In the matter between


 


ZUBEIDA MOHAMED NO

APPLICANT

 


AND


 


PAT VAN ROOYEN

1st  RESPONDENT

 


ALL OTHER PERSONS RESIDING WITH OR UNDER

2nd RESPONDENT

 


CITY OF CAPE TOWN MUNICIPALITY

3rd  RESPONDENT

 

Date of Hearing:    30 January 2025

Date of Judgment: 28 February 2025  (to be delivered via email to the respective counsel)

 

JUDGMENT

 

THULARE J

 

[1] This is an application for the eviction of the first respondent from immovable property in terms of the Prevention of Illegal Eviction from and Unlawful Occupation of Land Act, 1998 (Act No. 19 of 1998) (the PIE Act).
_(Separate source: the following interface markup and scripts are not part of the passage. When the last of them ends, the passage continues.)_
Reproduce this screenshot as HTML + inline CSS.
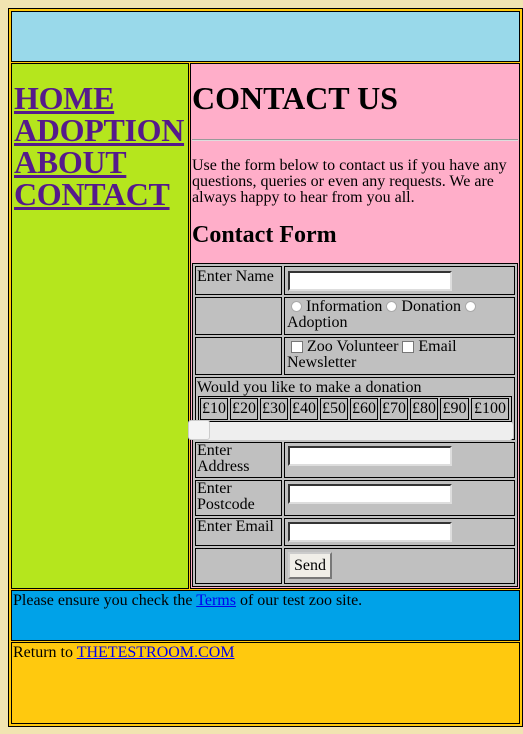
<!DOCTYPE html>
<html><head><meta charset="utf-8"><style>
*{margin:0;padding:0;box-sizing:border-box}
body{width:523px;height:734px;background:#f1e4b1;font-family:"Liberation Serif",serif;font-size:16px;position:relative;overflow:hidden;color:#000}
.a{position:absolute}
.b{border:1px solid #000}
.c{position:absolute;border:1px solid #000;background:#c0c0c0}
.t{position:absolute;line-height:16px;white-space:nowrap}
.inp{position:absolute;width:164px;height:20px;background:#fff;border:2px inset #ddd;border-top-color:#888;border-left-color:#888}
a{color:#00e;text-decoration:underline}
.nav a{color:#551a8b;font-weight:bold;font-size:32px;line-height:32px;display:block;letter-spacing:-0.3px}
.rad{display:inline-block;width:11px;height:11px;border-radius:50%;background:#fff;border:1px solid #aaa;vertical-align:-1px}
.chk{display:inline-block;width:12px;height:12px;background:#fff;border:1px solid #777;vertical-align:-2px}
.m{position:absolute;top:398px;height:22px;border:1px solid #000;line-height:20px;text-align:center}
</style></head><body>
<div class="a b" style="left:8px;top:8px;width:515px;height:719px;background:#ffc90e"></div>
<div class="a b" style="left:11px;top:11px;width:509px;height:51px;background:#99d9ea"></div>
<div class="a b" style="left:11px;top:63px;width:178px;height:526px;background:#b5e61d"></div>
<div class="a nav" style="left:14px;top:82px"><a>HOME</a><a>ADOPTION</a><a>ABOUT</a><a>CONTACT</a></div>
<div class="a b" style="left:190px;top:63px;width:330px;height:526px;background:#ffaec9"></div>
<div class="t" style="left:192px;top:82px;font-size:32px;line-height:32px;font-weight:bold">CONTACT US</div>
<div class="a" style="left:192px;top:139px;width:326px;height:2px;border-top:1px solid #999;border-bottom:1px solid #ddd"></div>
<div class="t" style="left:192px;top:158px">Use the form below to contact us if you have any<br>questions, queries or even any requests. We are<br>always happy to hear from you all.</div>
<div class="t" style="left:192px;top:223px;font-size:24px;line-height:24px;font-weight:bold">Contact Form</div>
<div class="a b" style="left:192px;top:263px;width:326px;height:324px;background:#c0c0c0"></div>
<div class="c" style="left:195px;top:266px;width:87px;height:29px"></div>
<div class="c" style="left:284px;top:266px;width:231px;height:29px"></div>
<div class="t" style="left:197px;top:269px">Enter Name</div>
<div class="inp" style="left:288px;top:271px"></div>
<div class="c" style="left:195px;top:297px;width:87px;height:38px"></div>
<div class="c" style="left:284px;top:297px;width:231px;height:38px"></div>
<div class="t" style="left:287px;top:299px">&nbsp;<span class="rad"></span> Information <span class="rad"></span> Donation <span class="rad"></span><br>Adoption</div>
<div class="c" style="left:195px;top:337px;width:87px;height:38px"></div>
<div class="c" style="left:284px;top:337px;width:231px;height:38px"></div>
<div class="t" style="left:287px;top:339px">&nbsp;<span class="chk"></span> Zoo Volunteer <span class="chk"></span> Email<br>Newsletter</div>
<div class="c" style="left:195px;top:377px;width:320px;height:63px"></div>
<div class="t" style="left:197px;top:380px">Would you like to make a donation</div>
<div class="a b" style="left:198px;top:396px;width:314px;height:26px"></div>
<div class="m" style="left:200px;width:28px">£10</div>
<div class="m" style="left:230px;width:28px">£20</div>
<div class="m" style="left:260px;width:28px">£30</div>
<div class="m" style="left:290px;width:28px">£40</div>
<div class="m" style="left:320px;width:28px">£50</div>
<div class="m" style="left:350px;width:28px">£60</div>
<div class="m" style="left:380px;width:28px">£70</div>
<div class="m" style="left:410px;width:28px">£80</div>
<div class="m" style="left:440px;width:29px">£90</div>
<div class="m" style="left:471px;width:38px">£100</div>
<div class="a" style="left:190px;top:422px;width:323px;height:18px;background:#eee;border-radius:3px"></div>
<div class="a" style="left:188px;top:420px;width:22px;height:20px;background:#f4f4f4;border:1px solid #ccc;border-radius:3px"></div>
<div class="c" style="left:195px;top:442px;width:87px;height:36px"></div>
<div class="c" style="left:284px;top:442px;width:231px;height:36px"></div>
<div class="t" style="left:197px;top:443px">Enter<br>Address</div>
<div class="inp" style="left:288px;top:446px"></div>
<div class="c" style="left:195px;top:480px;width:87px;height:36px"></div>
<div class="c" style="left:284px;top:480px;width:231px;height:36px"></div>
<div class="t" style="left:197px;top:481px">Enter<br>Postcode</div>
<div class="inp" style="left:288px;top:484px"></div>
<div class="c" style="left:195px;top:518px;width:87px;height:28px"></div>
<div class="c" style="left:284px;top:518px;width:231px;height:28px"></div>
<div class="t" style="left:197px;top:519px">Enter Email</div>
<div class="inp" style="left:288px;top:522px"></div>
<div class="c" style="left:195px;top:548px;width:87px;height:36px"></div>
<div class="c" style="left:284px;top:548px;width:231px;height:36px"></div>
<div class="a" style="left:288px;top:552px;width:44px;height:27px;background:#f0eee8;border:2px outset #ccc;line-height:23px;text-align:center">Send</div>
<div class="a b" style="left:11px;top:590px;width:509px;height:51px;background:#00a2e8"></div>
<div class="t" style="left:13px;top:593px">Please ensure you check the <a>Terms</a> of our test zoo site.</div>
<div class="a b" style="left:11px;top:642px;width:509px;height:82px;background:#ffc90e"></div>
<div class="t" style="left:13px;top:645px">Return to <a>THETESTROOM.COM</a></div>
</body></html>
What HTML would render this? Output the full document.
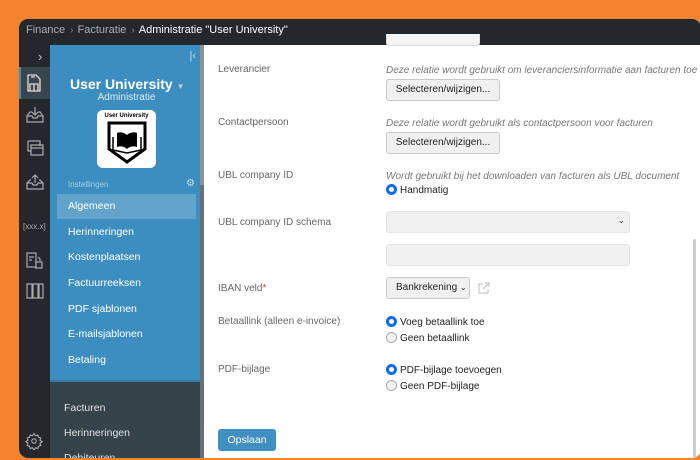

The deceased and sister of the applicant was the registered owner of the property. The deceased passed away on 2 March 2023, and the applicant was appointed the executrix of her estate. The applicant alleged that the immovable property vested in the estate. The first respondent opposed the application and alleged that he and his wife had bought the property from the deceased during her lifetime.

 

[2] The first respondent in his answer provided a signed deed of sale agreement, which showed the deceased as the seller and him and his wife as the purchasers of the property concluded on 12 September 2013. He also attached a signed power of attorney by the deceased which authorized attorneys, as her lawful agents, to pass the transfer of the property to the first respondent and his wife. In reply, all that the applicant said was that she had no knowledge of this alleged sale agreement. For purposes of this application, it is telling that the applicant did not take this court into her confidence and disclose when she became aware of the first respondent’s alleged sale. The inescapable impression is that the applicant did not disclose this knowledge in her founding affidavit. If the applicant only knew in reply, she would have said so.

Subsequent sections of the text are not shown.